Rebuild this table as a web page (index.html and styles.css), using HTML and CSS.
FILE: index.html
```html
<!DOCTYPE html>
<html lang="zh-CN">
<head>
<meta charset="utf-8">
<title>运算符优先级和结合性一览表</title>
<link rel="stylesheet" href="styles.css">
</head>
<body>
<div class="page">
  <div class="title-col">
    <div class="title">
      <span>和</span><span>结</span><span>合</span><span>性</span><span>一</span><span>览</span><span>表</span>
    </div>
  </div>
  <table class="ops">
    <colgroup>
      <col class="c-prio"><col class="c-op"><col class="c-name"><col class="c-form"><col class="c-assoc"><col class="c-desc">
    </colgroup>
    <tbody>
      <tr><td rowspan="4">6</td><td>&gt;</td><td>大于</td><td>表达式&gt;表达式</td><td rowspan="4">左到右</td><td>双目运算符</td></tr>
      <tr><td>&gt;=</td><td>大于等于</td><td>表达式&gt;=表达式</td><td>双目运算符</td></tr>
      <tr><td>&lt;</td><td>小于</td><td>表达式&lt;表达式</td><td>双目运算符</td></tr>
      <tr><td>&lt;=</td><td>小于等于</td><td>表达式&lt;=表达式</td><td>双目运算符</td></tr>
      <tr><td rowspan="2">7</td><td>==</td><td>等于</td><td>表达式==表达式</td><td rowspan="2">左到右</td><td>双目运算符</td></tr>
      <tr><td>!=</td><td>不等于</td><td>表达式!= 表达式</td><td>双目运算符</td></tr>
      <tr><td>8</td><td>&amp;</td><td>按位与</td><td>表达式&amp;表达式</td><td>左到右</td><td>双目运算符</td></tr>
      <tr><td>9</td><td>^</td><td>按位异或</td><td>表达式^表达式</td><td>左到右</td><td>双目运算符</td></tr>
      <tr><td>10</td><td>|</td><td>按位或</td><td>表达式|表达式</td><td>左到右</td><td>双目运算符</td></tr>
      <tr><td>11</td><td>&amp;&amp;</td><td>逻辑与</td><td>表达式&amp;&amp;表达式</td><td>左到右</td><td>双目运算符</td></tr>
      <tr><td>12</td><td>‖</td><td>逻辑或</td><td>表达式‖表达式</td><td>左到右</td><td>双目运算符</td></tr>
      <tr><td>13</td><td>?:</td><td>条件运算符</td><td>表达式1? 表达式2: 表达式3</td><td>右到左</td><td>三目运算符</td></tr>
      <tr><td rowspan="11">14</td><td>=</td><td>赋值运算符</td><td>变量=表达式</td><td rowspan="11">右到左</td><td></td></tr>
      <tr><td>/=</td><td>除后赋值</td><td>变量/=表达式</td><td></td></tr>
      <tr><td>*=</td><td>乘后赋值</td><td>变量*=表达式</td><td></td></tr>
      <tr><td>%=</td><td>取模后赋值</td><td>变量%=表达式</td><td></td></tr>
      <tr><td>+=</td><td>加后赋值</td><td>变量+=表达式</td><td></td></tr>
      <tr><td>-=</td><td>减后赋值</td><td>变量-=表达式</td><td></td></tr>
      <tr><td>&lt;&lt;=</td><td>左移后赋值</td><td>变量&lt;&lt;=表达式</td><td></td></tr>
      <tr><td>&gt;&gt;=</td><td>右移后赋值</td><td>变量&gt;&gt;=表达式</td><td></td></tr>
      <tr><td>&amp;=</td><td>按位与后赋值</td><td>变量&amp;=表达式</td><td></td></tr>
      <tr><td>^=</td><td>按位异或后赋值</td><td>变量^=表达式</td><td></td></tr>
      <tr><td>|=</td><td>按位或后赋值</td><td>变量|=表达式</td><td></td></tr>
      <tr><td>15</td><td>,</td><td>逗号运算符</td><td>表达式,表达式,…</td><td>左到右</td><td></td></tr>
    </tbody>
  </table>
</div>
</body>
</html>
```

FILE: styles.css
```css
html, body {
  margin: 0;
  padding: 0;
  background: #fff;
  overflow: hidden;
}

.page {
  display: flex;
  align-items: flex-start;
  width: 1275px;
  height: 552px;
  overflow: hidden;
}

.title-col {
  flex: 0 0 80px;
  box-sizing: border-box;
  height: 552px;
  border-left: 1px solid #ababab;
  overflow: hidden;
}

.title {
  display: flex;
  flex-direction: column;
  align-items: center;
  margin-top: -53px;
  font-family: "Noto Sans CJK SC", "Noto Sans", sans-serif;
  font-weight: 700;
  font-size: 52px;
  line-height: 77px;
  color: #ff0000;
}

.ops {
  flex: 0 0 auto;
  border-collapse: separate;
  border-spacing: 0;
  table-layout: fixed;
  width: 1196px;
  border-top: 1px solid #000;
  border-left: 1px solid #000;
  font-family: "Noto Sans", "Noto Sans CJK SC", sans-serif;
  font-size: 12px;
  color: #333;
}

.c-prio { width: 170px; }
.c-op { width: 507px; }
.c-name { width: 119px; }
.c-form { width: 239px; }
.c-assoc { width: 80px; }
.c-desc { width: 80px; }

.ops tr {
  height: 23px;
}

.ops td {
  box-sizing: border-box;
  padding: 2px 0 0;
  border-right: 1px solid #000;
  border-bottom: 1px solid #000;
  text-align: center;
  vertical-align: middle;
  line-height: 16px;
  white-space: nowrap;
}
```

──────────────────────────────

Exercise directions
Each line of the material above needs to be quoted exactly, please.

Right answer
Rebuild this table as a web page (index.html and styles.css), using HTML and CSS.
FILE: index.html
```html
<!DOCTYPE html>
<html lang="zh-CN">
<head>
<meta charset="utf-8">
<title>运算符优先级和结合性一览表</title>
<link rel="stylesheet" href="styles.css">
</head>
<body>
<div class="page">
  <div class="title-col">
    <div class="title">
      <span>和</span><span>结</span><span>合</span><span>性</span><span>一</span><span>览</span><span>表</span>
    </div>
  </div>
  <table class="ops">
    <colgroup>
      <col class="c-prio"><col class="c-op"><col class="c-name"><col class="c-form"><col class="c-assoc"><col class="c-desc">
    </colgroup>
    <tbody>
      <tr><td rowspan="4">6</td><td>&gt;</td><td>大于</td><td>表达式&gt;表达式</td><td rowspan="4">左到右</td><td>双目运算符</td></tr>
      <tr><td>&gt;=</td><td>大于等于</td><td>表达式&gt;=表达式</td><td>双目运算符</td></tr>
      <tr><td>&lt;</td><td>小于</td><td>表达式&lt;表达式</td><td>双目运算符</td></tr>
      <tr><td>&lt;=</td><td>小于等于</td><td>表达式&lt;=表达式</td><td>双目运算符</td></tr>
      <tr><td rowspan="2">7</td><td>==</td><td>等于</td><td>表达式==表达式</td><td rowspan="2">左到右</td><td>双目运算符</td></tr>
      <tr><td>!=</td><td>不等于</td><td>表达式!= 表达式</td><td>双目运算符</td></tr>
      <tr><td>8</td><td>&amp;</td><td>按位与</td><td>表达式&amp;表达式</td><td>左到右</td><td>双目运算符</td></tr>
      <tr><td>9</td><td>^</td><td>按位异或</td><td>表达式^表达式</td><td>左到右</td><td>双目运算符</td></tr>
      <tr><td>10</td><td>|</td><td>按位或</td><td>表达式|表达式</td><td>左到右</td><td>双目运算符</td></tr>
      <tr><td>11</td><td>&amp;&amp;</td><td>逻辑与</td><td>表达式&amp;&amp;表达式</td><td>左到右</td><td>双目运算符</td></tr>
      <tr><td>12</td><td>‖</td><td>逻辑或</td><td>表达式‖表达式</td><td>左到右</td><td>双目运算符</td></tr>
      <tr><td>13</td><td>?:</td><td>条件运算符</td><td>表达式1? 表达式2: 表达式3</td><td>右到左</td><td>三目运算符</td></tr>
      <tr><td rowspan="11">14</td><td>=</td><td>赋值运算符</td><td>变量=表达式</td><td rowspan="11">右到左</td><td></td></tr>
      <tr><td>/=</td><td>除后赋值</td><td>变量/=表达式</td><td></td></tr>
      <tr><td>*=</td><td>乘后赋值</td><td>变量*=表达式</td><td></td></tr>
      <tr><td>%=</td><td>取模后赋值</td><td>变量%=表达式</td><td></td></tr>
      <tr><td>+=</td><td>加后赋值</td><td>变量+=表达式</td><td></td></tr>
      <tr><td>-=</td><td>减后赋值</td><td>变量-=表达式</td><td></td></tr>
      <tr><td>&lt;&lt;=</td><td>左移后赋值</td><td>变量&lt;&lt;=表达式</td><td></td></tr>
      <tr><td>&gt;&gt;=</td><td>右移后赋值</td><td>变量&gt;&gt;=表达式</td><td></td></tr>
      <tr><td>&amp;=</td><td>按位与后赋值</td><td>变量&amp;=表达式</td><td></td></tr>
      <tr><td>^=</td><td>按位异或后赋值</td><td>变量^=表达式</td><td></td></tr>
      <tr><td>|=</td><td>按位或后赋值</td><td>变量|=表达式</td><td></td></tr>
      <tr><td>15</td><td>,</td><td>逗号运算符</td><td>表达式,表达式,…</td><td>左到右</td><td></td></tr>
    </tbody>
  </table>
</div>
</body>
</html>
```

FILE: styles.css
```css
html, body {
  margin: 0;
  padding: 0;
  background: #fff;
  overflow: hidden;
}

.page {
  display: flex;
  align-items: flex-start;
  width: 1275px;
  height: 552px;
  overflow: hidden;
}

.title-col {
  flex: 0 0 80px;
  box-sizing: border-box;
  height: 552px;
  border-left: 1px solid #ababab;
  overflow: hidden;
}

.title {
  display: flex;
  flex-direction: column;
  align-items: center;
  margin-top: -53px;
  font-family: "Noto Sans CJK SC", "Noto Sans", sans-serif;
  font-weight: 700;
  font-size: 52px;
  line-height: 77px;
  color: #ff0000;
}

.ops {
  flex: 0 0 auto;
  border-collapse: separate;
  border-spacing: 0;
  table-layout: fixed;
  width: 1196px;
  border-top: 1px solid #000;
  border-left: 1px solid #000;
  font-family: "Noto Sans", "Noto Sans CJK SC", sans-serif;
  font-size: 12px;
  color: #333;
}

.c-prio { width: 170px; }
.c-op { width: 507px; }
.c-name { width: 119px; }
.c-form { width: 239px; }
.c-assoc { width: 80px; }
.c-desc { width: 80px; }

.ops tr {
  height: 23px;
}

.ops td {
  box-sizing: border-box;
  padding: 2px 0 0;
  border-right: 1px solid #000;
  border-bottom: 1px solid #000;
  text-align: center;
  vertical-align: middle;
  line-height: 16px;
  white-space: nowrap;
}
```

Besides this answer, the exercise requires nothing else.